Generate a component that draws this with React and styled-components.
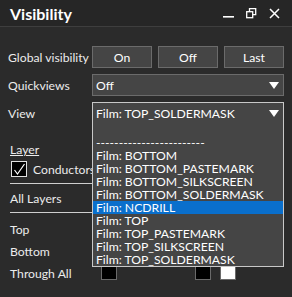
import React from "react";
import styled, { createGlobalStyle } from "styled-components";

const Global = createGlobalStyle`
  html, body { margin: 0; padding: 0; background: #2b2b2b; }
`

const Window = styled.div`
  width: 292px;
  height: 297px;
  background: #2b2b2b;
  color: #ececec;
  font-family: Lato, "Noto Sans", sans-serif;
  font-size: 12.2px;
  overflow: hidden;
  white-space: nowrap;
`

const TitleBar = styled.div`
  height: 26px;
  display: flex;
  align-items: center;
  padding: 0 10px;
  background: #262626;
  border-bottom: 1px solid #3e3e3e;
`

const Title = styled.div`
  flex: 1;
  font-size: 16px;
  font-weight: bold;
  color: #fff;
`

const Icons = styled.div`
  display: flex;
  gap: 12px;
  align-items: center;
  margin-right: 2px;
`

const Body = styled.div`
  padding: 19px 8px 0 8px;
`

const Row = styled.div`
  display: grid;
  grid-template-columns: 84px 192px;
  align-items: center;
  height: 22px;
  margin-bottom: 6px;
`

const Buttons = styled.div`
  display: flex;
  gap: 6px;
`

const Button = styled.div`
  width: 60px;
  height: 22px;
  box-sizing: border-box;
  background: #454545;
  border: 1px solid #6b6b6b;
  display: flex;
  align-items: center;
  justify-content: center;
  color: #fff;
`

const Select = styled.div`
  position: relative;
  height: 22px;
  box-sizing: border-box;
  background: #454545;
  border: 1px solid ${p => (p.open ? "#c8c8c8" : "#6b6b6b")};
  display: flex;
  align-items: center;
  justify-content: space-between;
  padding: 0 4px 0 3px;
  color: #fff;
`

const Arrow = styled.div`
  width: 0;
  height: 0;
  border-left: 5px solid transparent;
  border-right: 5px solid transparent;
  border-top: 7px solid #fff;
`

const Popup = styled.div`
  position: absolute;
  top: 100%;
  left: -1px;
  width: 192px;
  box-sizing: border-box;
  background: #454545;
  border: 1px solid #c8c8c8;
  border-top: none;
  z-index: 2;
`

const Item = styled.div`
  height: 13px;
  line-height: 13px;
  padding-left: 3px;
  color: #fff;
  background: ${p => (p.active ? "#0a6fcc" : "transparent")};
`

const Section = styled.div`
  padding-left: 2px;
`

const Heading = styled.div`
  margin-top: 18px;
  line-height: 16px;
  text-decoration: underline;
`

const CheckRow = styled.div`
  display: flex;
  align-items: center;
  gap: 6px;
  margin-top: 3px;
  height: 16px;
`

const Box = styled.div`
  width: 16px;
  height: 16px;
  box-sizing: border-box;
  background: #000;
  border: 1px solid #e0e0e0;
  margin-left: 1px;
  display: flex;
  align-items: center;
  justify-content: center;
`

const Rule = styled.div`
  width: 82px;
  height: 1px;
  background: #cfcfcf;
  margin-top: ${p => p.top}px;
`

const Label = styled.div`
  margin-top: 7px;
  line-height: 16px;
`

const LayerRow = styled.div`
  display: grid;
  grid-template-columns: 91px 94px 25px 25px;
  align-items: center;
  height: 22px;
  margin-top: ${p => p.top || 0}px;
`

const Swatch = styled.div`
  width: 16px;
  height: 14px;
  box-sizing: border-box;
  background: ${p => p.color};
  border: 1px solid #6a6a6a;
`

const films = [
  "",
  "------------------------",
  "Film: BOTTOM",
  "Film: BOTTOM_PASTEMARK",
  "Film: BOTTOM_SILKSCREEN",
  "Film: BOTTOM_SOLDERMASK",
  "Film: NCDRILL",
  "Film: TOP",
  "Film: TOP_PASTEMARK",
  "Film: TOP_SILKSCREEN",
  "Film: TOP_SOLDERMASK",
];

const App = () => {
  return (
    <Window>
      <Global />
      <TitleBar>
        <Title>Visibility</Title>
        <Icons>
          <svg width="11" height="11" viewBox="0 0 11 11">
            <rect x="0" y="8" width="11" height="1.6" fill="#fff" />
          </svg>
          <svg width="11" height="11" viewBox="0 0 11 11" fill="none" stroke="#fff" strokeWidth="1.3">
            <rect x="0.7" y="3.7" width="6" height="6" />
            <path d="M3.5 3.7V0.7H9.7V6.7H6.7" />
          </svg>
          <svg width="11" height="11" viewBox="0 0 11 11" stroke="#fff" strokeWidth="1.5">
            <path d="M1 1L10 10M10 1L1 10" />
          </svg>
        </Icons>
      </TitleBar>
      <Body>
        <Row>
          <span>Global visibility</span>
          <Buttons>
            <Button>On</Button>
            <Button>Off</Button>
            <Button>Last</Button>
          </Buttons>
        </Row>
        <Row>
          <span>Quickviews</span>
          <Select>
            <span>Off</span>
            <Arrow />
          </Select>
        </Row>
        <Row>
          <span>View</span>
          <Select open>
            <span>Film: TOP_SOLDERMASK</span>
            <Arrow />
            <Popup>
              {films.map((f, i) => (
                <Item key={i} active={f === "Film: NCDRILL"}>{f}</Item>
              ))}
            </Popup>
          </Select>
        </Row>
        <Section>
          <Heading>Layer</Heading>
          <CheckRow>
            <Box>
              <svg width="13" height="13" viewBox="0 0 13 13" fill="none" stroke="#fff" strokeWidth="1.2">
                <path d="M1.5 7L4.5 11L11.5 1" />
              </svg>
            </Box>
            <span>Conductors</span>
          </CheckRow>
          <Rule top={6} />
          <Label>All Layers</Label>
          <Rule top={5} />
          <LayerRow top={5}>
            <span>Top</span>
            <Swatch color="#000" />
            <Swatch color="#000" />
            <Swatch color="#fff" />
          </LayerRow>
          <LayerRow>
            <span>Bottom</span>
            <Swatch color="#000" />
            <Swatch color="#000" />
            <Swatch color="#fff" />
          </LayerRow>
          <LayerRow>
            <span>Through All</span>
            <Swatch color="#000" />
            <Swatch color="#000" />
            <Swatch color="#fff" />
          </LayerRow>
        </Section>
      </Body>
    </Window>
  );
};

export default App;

What you are asked to do >>
Every line of the material is to be quoted exactly, with no pictures carried over.

Full solution >>
Generate a component that draws this with React and styled-components.
import React from "react";
import styled, { createGlobalStyle } from "styled-components";

const Global = createGlobalStyle`
  html, body { margin: 0; padding: 0; background: #2b2b2b; }
`

const Window = styled.div`
  width: 292px;
  height: 297px;
  background: #2b2b2b;
  color: #ececec;
  font-family: Lato, "Noto Sans", sans-serif;
  font-size: 12.2px;
  overflow: hidden;
  white-space: nowrap;
`

const TitleBar = styled.div`
  height: 26px;
  display: flex;
  align-items: center;
  padding: 0 10px;
  background: #262626;
  border-bottom: 1px solid #3e3e3e;
`

const Title = styled.div`
  flex: 1;
  font-size: 16px;
  font-weight: bold;
  color: #fff;
`

const Icons = styled.div`
  display: flex;
  gap: 12px;
  align-items: center;
  margin-right: 2px;
`

const Body = styled.div`
  padding: 19px 8px 0 8px;
`

const Row = styled.div`
  display: grid;
  grid-template-columns: 84px 192px;
  align-items: center;
  height: 22px;
  margin-bottom: 6px;
`

const Buttons = styled.div`
  display: flex;
  gap: 6px;
`

const Button = styled.div`
  width: 60px;
  height: 22px;
  box-sizing: border-box;
  background: #454545;
  border: 1px solid #6b6b6b;
  display: flex;
  align-items: center;
  justify-content: center;
  color: #fff;
`

const Select = styled.div`
  position: relative;
  height: 22px;
  box-sizing: border-box;
  background: #454545;
  border: 1px solid ${p => (p.open ? "#c8c8c8" : "#6b6b6b")};
  display: flex;
  align-items: center;
  justify-content: space-between;
  padding: 0 4px 0 3px;
  color: #fff;
`

const Arrow = styled.div`
  width: 0;
  height: 0;
  border-left: 5px solid transparent;
  border-right: 5px solid transparent;
  border-top: 7px solid #fff;
`

const Popup = styled.div`
  position: absolute;
  top: 100%;
  left: -1px;
  width: 192px;
  box-sizing: border-box;
  background: #454545;
  border: 1px solid #c8c8c8;
  border-top: none;
  z-index: 2;
`

const Item = styled.div`
  height: 13px;
  line-height: 13px;
  padding-left: 3px;
  color: #fff;
  background: ${p => (p.active ? "#0a6fcc" : "transparent")};
`

const Section = styled.div`
  padding-left: 2px;
`

const Heading = styled.div`
  margin-top: 18px;
  line-height: 16px;
  text-decoration: underline;
`

const CheckRow = styled.div`
  display: flex;
  align-items: center;
  gap: 6px;
  margin-top: 3px;
  height: 16px;
`

const Box = styled.div`
  width: 16px;
  height: 16px;
  box-sizing: border-box;
  background: #000;
  border: 1px solid #e0e0e0;
  margin-left: 1px;
  display: flex;
  align-items: center;
  justify-content: center;
`

const Rule = styled.div`
  width: 82px;
  height: 1px;
  background: #cfcfcf;
  margin-top: ${p => p.top}px;
`

const Label = styled.div`
  margin-top: 7px;
  line-height: 16px;
`

const LayerRow = styled.div`
  display: grid;
  grid-template-columns: 91px 94px 25px 25px;
  align-items: center;
  height: 22px;
  margin-top: ${p => p.top || 0}px;
`

const Swatch = styled.div`
  width: 16px;
  height: 14px;
  box-sizing: border-box;
  background: ${p => p.color};
  border: 1px solid #6a6a6a;
`

const films = [
  "",
  "------------------------",
  "Film: BOTTOM",
  "Film: BOTTOM_PASTEMARK",
  "Film: BOTTOM_SILKSCREEN",
  "Film: BOTTOM_SOLDERMASK",
  "Film: NCDRILL",
  "Film: TOP",
  "Film: TOP_PASTEMARK",
  "Film: TOP_SILKSCREEN",
  "Film: TOP_SOLDERMASK",
];

const App = () => {
  return (
    <Window>
      <Global />
      <TitleBar>
        <Title>Visibility</Title>
        <Icons>
          <svg width="11" height="11" viewBox="0 0 11 11">
            <rect x="0" y="8" width="11" height="1.6" fill="#fff" />
          </svg>
          <svg width="11" height="11" viewBox="0 0 11 11" fill="none" stroke="#fff" strokeWidth="1.3">
            <rect x="0.7" y="3.7" width="6" height="6" />
            <path d="M3.5 3.7V0.7H9.7V6.7H6.7" />
          </svg>
          <svg width="11" height="11" viewBox="0 0 11 11" stroke="#fff" strokeWidth="1.5">
            <path d="M1 1L10 10M10 1L1 10" />
          </svg>
        </Icons>
      </TitleBar>
      <Body>
        <Row>
          <span>Global visibility</span>
          <Buttons>
            <Button>On</Button>
            <Button>Off</Button>
            <Button>Last</Button>
          </Buttons>
        </Row>
        <Row>
          <span>Quickviews</span>
          <Select>
            <span>Off</span>
            <Arrow />
          </Select>
        </Row>
        <Row>
          <span>View</span>
          <Select open>
            <span>Film: TOP_SOLDERMASK</span>
            <Arrow />
            <Popup>
              {films.map((f, i) => (
                <Item key={i} active={f === "Film: NCDRILL"}>{f}</Item>
              ))}
            </Popup>
          </Select>
        </Row>
        <Section>
          <Heading>Layer</Heading>
          <CheckRow>
            <Box>
              <svg width="13" height="13" viewBox="0 0 13 13" fill="none" stroke="#fff" strokeWidth="1.2">
                <path d="M1.5 7L4.5 11L11.5 1" />
              </svg>
            </Box>
            <span>Conductors</span>
          </CheckRow>
          <Rule top={6} />
          <Label>All Layers</Label>
          <Rule top={5} />
          <LayerRow top={5}>
            <span>Top</span>
            <Swatch color="#000" />
            <Swatch color="#000" />
            <Swatch color="#fff" />
          </LayerRow>
          <LayerRow>
            <span>Bottom</span>
            <Swatch color="#000" />
            <Swatch color="#000" />
            <Swatch color="#fff" />
          </LayerRow>
          <LayerRow>
            <span>Through All</span>
            <Swatch color="#000" />
            <Swatch color="#000" />
            <Swatch color="#fff" />
          </LayerRow>
        </Section>
      </Body>
    </Window>
  );
};

export default App;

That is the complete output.